Transcribe everything in the data word for word. Pictures are left out.
***** Given data
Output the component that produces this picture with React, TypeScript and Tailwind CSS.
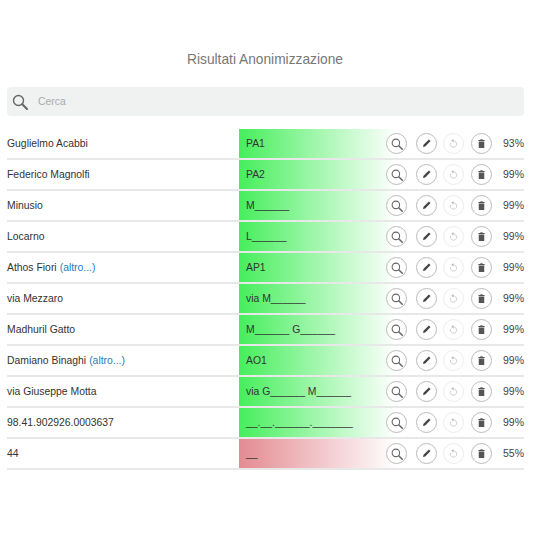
const rows = [
  { name: 'Guglielmo Acabbi', code: 'PA1', pct: '93%' },
  { name: 'Federico Magnolfi', code: 'PA2', pct: '99%' },
  { name: 'Minusio', code: 'M______', pct: '99%' },
  { name: 'Locarno', code: 'L______', pct: '99%' },
  { name: 'Athos Fiori', more: true, code: 'AP1', pct: '99%' },
  { name: 'via Mezzaro', code: 'via M______', pct: '99%' },
  { name: 'Madhuril Gatto', code: 'M______ G______', pct: '99%' },
  { name: 'Damiano Binaghi', more: true, code: 'AO1', pct: '99%' },
  { name: 'via Giuseppe Motta', code: 'via G______ M______', pct: '99%' },
  { name: '98.41.902926.0003637', code: '__.__.______._______', pct: '99%' },
  { name: '44', code: '__', pct: '55%', bad: true },
]

const SearchIcon = ({ className }: { className: string }) => (
  <svg viewBox="0 0 16 16" fill="none" stroke="currentColor" className={className}>
    <circle cx="6.5" cy="6.5" r="5" strokeWidth="1.4" />
    <path d="M10.3 10.3L15 15" strokeWidth="2" strokeLinecap="round" />
  </svg>
)

const RoundButton = ({ children, faded }: { children: React.ReactNode; faded?: boolean }) => (
  <div
    className={`flex h-[21px] w-[21px] items-center justify-center rounded-full border bg-white ${
      faded ? 'border-[#ececec] text-[#b5b5b5]' : 'border-[#bbbbbb] text-[#555]'
    }`}
  >
    {children}
  </div>
)

const Row = ({ data }: { data: (typeof rows)[number] }) => {
  return (
    <div className="flex h-[31px] items-stretch border-b-2 border-[#e8e8e8] text-[10.4px] text-[#333]">
      <div className="flex w-[232px] items-center">
        {data.name}
        {data.more && <span className="ml-[3px] text-[#2a7ab8]">(altro...)</span>}
      </div>
      <div
        className={`flex w-[157px] items-center pl-[7px] ${
          data.bad
            ? 'bg-[linear-gradient(to_right,#e38b92,#ffffff)]'
            : 'bg-[linear-gradient(to_right,#46ee5c,#ffffff)]'
        }`}
      >
        {data.code}
      </div>
      <div className="-ml-[10px] flex items-center">
        <RoundButton>
          <SearchIcon className="h-[12px] w-[12px] text-[#666]" />
        </RoundButton>
        <div className="ml-[9px]">
          <RoundButton>
            <svg viewBox="0 0 12 12" className="h-[11px] w-[11px] text-[#444]" fill="currentColor">
              <path d="M8.6 1.6l1.8 1.8-5.8 5.8-2.4.7.6-2.5z" />
            </svg>
          </RoundButton>
        </div>
        <div className="ml-[6px]">
          <RoundButton faded>
            <svg viewBox="0 0 12 12" className="h-[11px] w-[11px]" fill="none" stroke="currentColor">
              <path d="M6 3.2a3.4 3.4 0 1 1-3.2 2.3" strokeWidth="0.7" />
              <path d="M6 1l0 4-2.4-2z" fill="currentColor" stroke="none" />
            </svg>
          </RoundButton>
        </div>
        <div className="ml-[7px]">
          <RoundButton>
            <svg viewBox="0 0 12 12" className="h-[11px] w-[11px]" fill="currentColor">
              <path d="M2.6 2.2h6.8v1H2.6zM3 3.7h6V11H3zM4.8 1h2.4v1H4.8z" />
            </svg>
          </RoundButton>
        </div>
        <span className="ml-[11px] w-[21px] text-right text-[10.5px] text-[#444]">{data.pct}</span>
      </div>
    </div>
  )
}

export default function App() {
  return (
    <div className="h-[540px] w-[540px] bg-white pl-[7px] pr-[16px] pt-[51px] font-['Liberation_Sans',Arial,sans-serif]">
      <h1 className="pr-[1px] text-center text-[13.75px] font-normal leading-[17px] text-[#777]">
        Risultati Anonimizzazione
      </h1>
      <div className="mt-[19px] flex h-[29px] items-center rounded-[4px] bg-[#f0f1f1] pl-[5px]">
        <SearchIcon className="h-[16px] w-[16px] text-[#666]" />
        <span className="ml-[10px] text-[10.4px] text-[#aaa]">Cerca</span>
      </div>
      <div className="mt-[13px]">
        {rows.map((row, index) => (
          <Row key={index} data={row} />
        ))}
      </div>
    </div>
  )
}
**********
Exercise result ->
Output the component that produces this picture with React, TypeScript and Tailwind CSS.
const rows = [
  { name: 'Guglielmo Acabbi', code: 'PA1', pct: '93%' },
  { name: 'Federico Magnolfi', code: 'PA2', pct: '99%' },
  { name: 'Minusio', code: 'M______', pct: '99%' },
  { name: 'Locarno', code: 'L______', pct: '99%' },
  { name: 'Athos Fiori', more: true, code: 'AP1', pct: '99%' },
  { name: 'via Mezzaro', code: 'via M______', pct: '99%' },
  { name: 'Madhuril Gatto', code: 'M______ G______', pct: '99%' },
  { name: 'Damiano Binaghi', more: true, code: 'AO1', pct: '99%' },
  { name: 'via Giuseppe Motta', code: 'via G______ M______', pct: '99%' },
  { name: '98.41.902926.0003637', code: '__.__.______._______', pct: '99%' },
  { name: '44', code: '__', pct: '55%', bad: true },
]

const SearchIcon = ({ className }: { className: string }) => (
  <svg viewBox="0 0 16 16" fill="none" stroke="currentColor" className={className}>
    <circle cx="6.5" cy="6.5" r="5" strokeWidth="1.4" />
    <path d="M10.3 10.3L15 15" strokeWidth="2" strokeLinecap="round" />
  </svg>
)

const RoundButton = ({ children, faded }: { children: React.ReactNode; faded?: boolean }) => (
  <div
    className={`flex h-[21px] w-[21px] items-center justify-center rounded-full border bg-white ${
      faded ? 'border-[#ececec] text-[#b5b5b5]' : 'border-[#bbbbbb] text-[#555]'
    }`}
  >
    {children}
  </div>
)

const Row = ({ data }: { data: (typeof rows)[number] }) => {
  return (
    <div className="flex h-[31px] items-stretch border-b-2 border-[#e8e8e8] text-[10.4px] text-[#333]">
      <div className="flex w-[232px] items-center">
        {data.name}
        {data.more && <span className="ml-[3px] text-[#2a7ab8]">(altro...)</span>}
      </div>
      <div
        className={`flex w-[157px] items-center pl-[7px] ${
          data.bad
            ? 'bg-[linear-gradient(to_right,#e38b92,#ffffff)]'
            : 'bg-[linear-gradient(to_right,#46ee5c,#ffffff)]'
        }`}
      >
        {data.code}
      </div>
      <div className="-ml-[10px] flex items-center">
        <RoundButton>
          <SearchIcon className="h-[12px] w-[12px] text-[#666]" />
        </RoundButton>
        <div className="ml-[9px]">
          <RoundButton>
            <svg viewBox="0 0 12 12" className="h-[11px] w-[11px] text-[#444]" fill="currentColor">
              <path d="M8.6 1.6l1.8 1.8-5.8 5.8-2.4.7.6-2.5z" />
            </svg>
          </RoundButton>
        </div>
        <div className="ml-[6px]">
          <RoundButton faded>
            <svg viewBox="0 0 12 12" className="h-[11px] w-[11px]" fill="none" stroke="currentColor">
              <path d="M6 3.2a3.4 3.4 0 1 1-3.2 2.3" strokeWidth="0.7" />
              <path d="M6 1l0 4-2.4-2z" fill="currentColor" stroke="none" />
            </svg>
          </RoundButton>
        </div>
        <div className="ml-[7px]">
          <RoundButton>
            <svg viewBox="0 0 12 12" className="h-[11px] w-[11px]" fill="currentColor">
              <path d="M2.6 2.2h6.8v1H2.6zM3 3.7h6V11H3zM4.8 1h2.4v1H4.8z" />
            </svg>
          </RoundButton>
        </div>
        <span className="ml-[11px] w-[21px] text-right text-[10.5px] text-[#444]">{data.pct}</span>
      </div>
    </div>
  )
}

export default function App() {
  return (
    <div className="h-[540px] w-[540px] bg-white pl-[7px] pr-[16px] pt-[51px] font-['Liberation_Sans',Arial,sans-serif]">
      <h1 className="pr-[1px] text-center text-[13.75px] font-normal leading-[17px] text-[#777]">
        Risultati Anonimizzazione
      </h1>
      <div className="mt-[19px] flex h-[29px] items-center rounded-[4px] bg-[#f0f1f1] pl-[5px]">
        <SearchIcon className="h-[16px] w-[16px] text-[#666]" />
        <span className="ml-[10px] text-[10.4px] text-[#aaa]">Cerca</span>
      </div>
      <div className="mt-[13px]">
        {rows.map((row, index) => (
          <Row key={index} data={row} />
        ))}
      </div>
    </div>
  )
}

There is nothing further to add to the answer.